The Heyburn Building is a 17-floor, 250-foot (76-m) building in downtown Louisville, Kentucky, United States. In the early 20th century, it was an integral part of the "magic corner" of Fourth Street and Broadway, which rivaled Main Street as Louisville's business district.  It occupies the lot that was the location of the Avery mansion, home of Louisville suffragist, Susan Look Avery. This block of West Broadway had been a posh residential corridor prior to the commercial transition of which the Heyburn Building composed a part.

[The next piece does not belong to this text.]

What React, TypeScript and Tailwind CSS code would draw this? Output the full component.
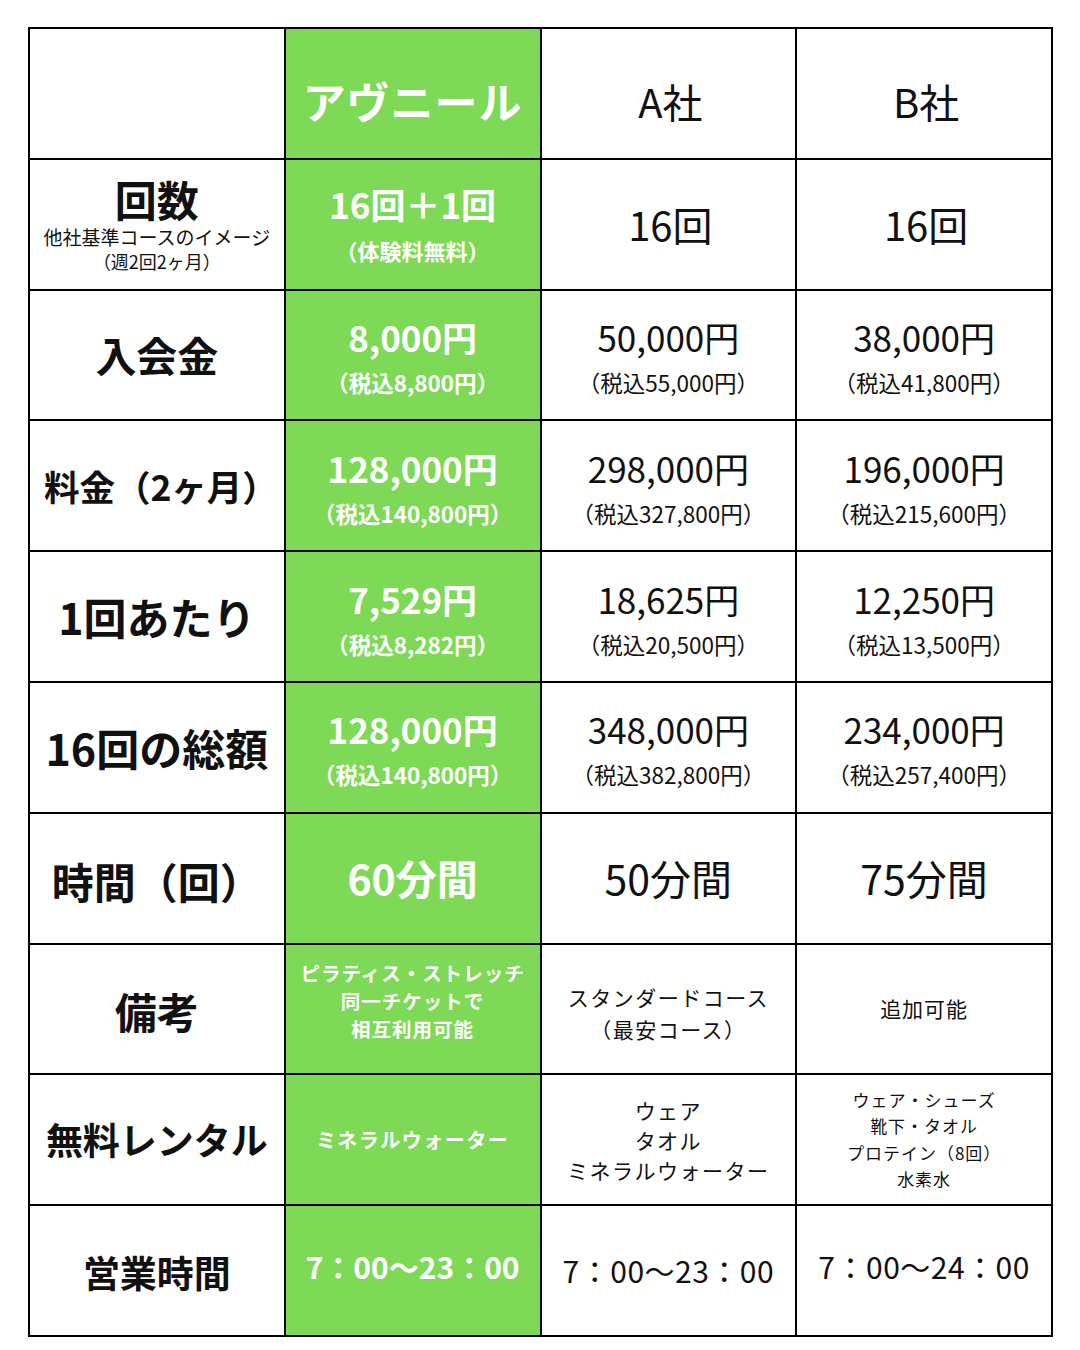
const font = { fontFamily: '"Noto Sans CJK JP", "Noto Sans", sans-serif' };

type Price = { main: string; sub: string };

const priceRows: { label: string; labelCls: string; ours: Price; oursCls?: string; a: Price; b: Price }[] = [
  {
    label: '入会金',
    labelCls: 'text-[41px]',
    ours: { main: '8,000円', sub: '（税込8,800円）' },
    oursCls: 'font-semibold',
    a: { main: '50,000円', sub: '（税込55,000円）' },
    b: { main: '38,000円', sub: '（税込41,800円）' },
  },
  {
    label: '料金（2ヶ月）',
    labelCls: 'text-[35.5px] pl-2',
    ours: { main: '128,000円', sub: '（税込140,800円）' },
    a: { main: '298,000円', sub: '（税込327,800円）' },
    b: { main: '196,000円', sub: '（税込215,600円）' },
  },
  {
    label: '1回あたり',
    labelCls: 'text-[43px]',
    ours: { main: '7,529円', sub: '（税込8,282円）' },
    a: { main: '18,625円', sub: '（税込20,500円）' },
    b: { main: '12,250円', sub: '（税込13,500円）' },
  },
  {
    label: '16回の総額',
    labelCls: 'text-[43px]',
    ours: { main: '128,000円', sub: '（税込140,800円）' },
    a: { main: '348,000円', sub: '（税込382,800円）' },
    b: { main: '234,000円', sub: '（税込257,400円）' },
  },
];

function Cell({ green, className = '', children }: { green?: boolean; className?: string; children?: React.ReactNode }) {
  return (
    <div
      className={`flex flex-col items-center justify-center text-center ${
        green ? 'bg-[#7ed957] text-white' : 'bg-white text-[#111]'
      } ${className}`}
    >
      {children}
    </div>
  );
}

function PriceCell({ p, green, cls = '' }: { p: Price; green?: boolean; cls?: string }) {
  return (
    <Cell green={green} className="pt-[10px]">
      <div className={`text-[35px] leading-[44px] ${green ? 'font-bold' : ''} ${cls}`}>{p.main}</div>
      <div className={`text-[22.5px] leading-[46px] ${green ? 'font-bold' : ''} ${cls}`}>{p.sub}</div>
    </Cell>
  );
}

export default function App() {
  return (
    <div className="w-[1080px] h-[1350px] bg-white pt-[27px] pl-[28px]" style={font}>
      <div className="grid grid-cols-4 grid-rows-[repeat(10,minmax(0,1fr))] gap-[2px] p-[2px] bg-black w-[1025px] h-[1310px]">
        {/* header */}
        <Cell />
        <Cell green className="pt-[14px]">
          <div className="text-[43px] font-bold tracking-[1px]">アヴニール</div>
        </Cell>
        <Cell className="pt-4 pl-1">
          <div className="text-[40px]">A社</div>
        </Cell>
        <Cell className="pt-4 pl-1">
          <div className="text-[40px]">B社</div>
        </Cell>

        {/* 回数 */}
        <Cell>
          <div className="text-[42px] font-bold leading-[50px]">回数</div>
          <div className="text-[19px] leading-[25px]">他社基準コースのイメージ</div>
          <div className="text-[18px] leading-[25px]">（週2回2ヶ月）</div>
        </Cell>
        <Cell green className="pt-2">
          <div className="text-[35px] font-bold leading-[44px]">16回＋1回</div>
          <div className="text-[22px] font-bold leading-[48px]">（体験料無料）</div>
        </Cell>
        <Cell className="pl-1">
          <div className="text-[40px]">16回</div>
        </Cell>
        <Cell className="pl-1">
          <div className="text-[40px]">16回</div>
        </Cell>

        {priceRows.map((r) => (
          <div key={r.label} className="contents">
            <Cell>
              <div className={`font-bold ${r.labelCls}`}>{r.label}</div>
            </Cell>
            <PriceCell p={r.ours} green cls={r.oursCls} />
            <PriceCell p={r.a} />
            <PriceCell p={r.b} />
          </div>
        ))}

        {/* 時間 */}
        <Cell className="pt-1">
          <div className="text-[42px] font-bold">時間（回）</div>
        </Cell>
        <Cell green>
          <div className="text-[41px] font-bold">60分間</div>
        </Cell>
        <Cell>
          <div className="text-[41px]">50分間</div>
        </Cell>
        <Cell>
          <div className="text-[41px]">75分間</div>
        </Cell>

        {/* 備考 */}
        <Cell className="pt-1">
          <div className="text-[42px] font-bold">備考</div>
        </Cell>
        <Cell green className="pb-4">
          <div className="text-[19.5px] font-bold leading-[28px] tracking-[1px]">
            ピラティス・ストレッチ
            <br />
            同一チケットで
            <br />
            相互利用可能
          </div>
        </Cell>
        <Cell className="pt-2">
          <div className="text-[21px] leading-[32px] tracking-[1.5px]">
            スタンダードコース
            <br />
            （最安コース）
          </div>
        </Cell>
        <Cell>
          <div className="text-[21px] tracking-[1px]">追加可能</div>
        </Cell>

        {/* 無料レンタル */}
        <Cell>
          <div className="text-[37px] font-bold">無料レンタル</div>
        </Cell>
        <Cell green>
          <div className="text-[20px] font-bold tracking-[1.5px]">ミネラルウォーター</div>
        </Cell>
        <Cell>
          <div className="text-[21px] leading-[30px] tracking-[1.5px]">
            ウェア
            <br />
            タオル
            <br />
            ミネラルウォーター
          </div>
        </Cell>
        <Cell>
          <div className="text-[17px] leading-[26.5px] tracking-[1px]">
            ウェア・シューズ
            <br />
            靴下・タオル
            <br />
            プロテイン（8回）
            <br />
            水素水
          </div>
        </Cell>

        {/* 営業時間 */}
        <Cell className="pt-1">
          <div className="text-[37px] font-bold">営業時間</div>
        </Cell>
        <Cell green className="pb-2">
          <div className="text-[30px] font-bold">7：00〜23：00</div>
        </Cell>
        <Cell>
          <div className="text-[30px] tracking-[0.5px]">7：00〜23：00</div>
        </Cell>
        <Cell className="pb-2">
          <div className="text-[30px] tracking-[0.5px]">7：00〜24：00</div>
        </Cell>
      </div>
    </div>
  );
}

The Classical Revival-style Heyburn Building was completed in 1928. It was built by and named for William R. Heyburn, president of Belknap Hardware and Manufacturing Company. It was designed by the Graham, Anderson, Probst & White firm of Chicago. It was the tallest building in Kentucky until a vertical addition of the defunct Commonwealth Building was completed in 1955.

The Heyburn Building has since gone through several owners and renovations, the largest of which occurred in 1983 at a cost of $6 million. It was added to the National Register of Historic Places in 1979.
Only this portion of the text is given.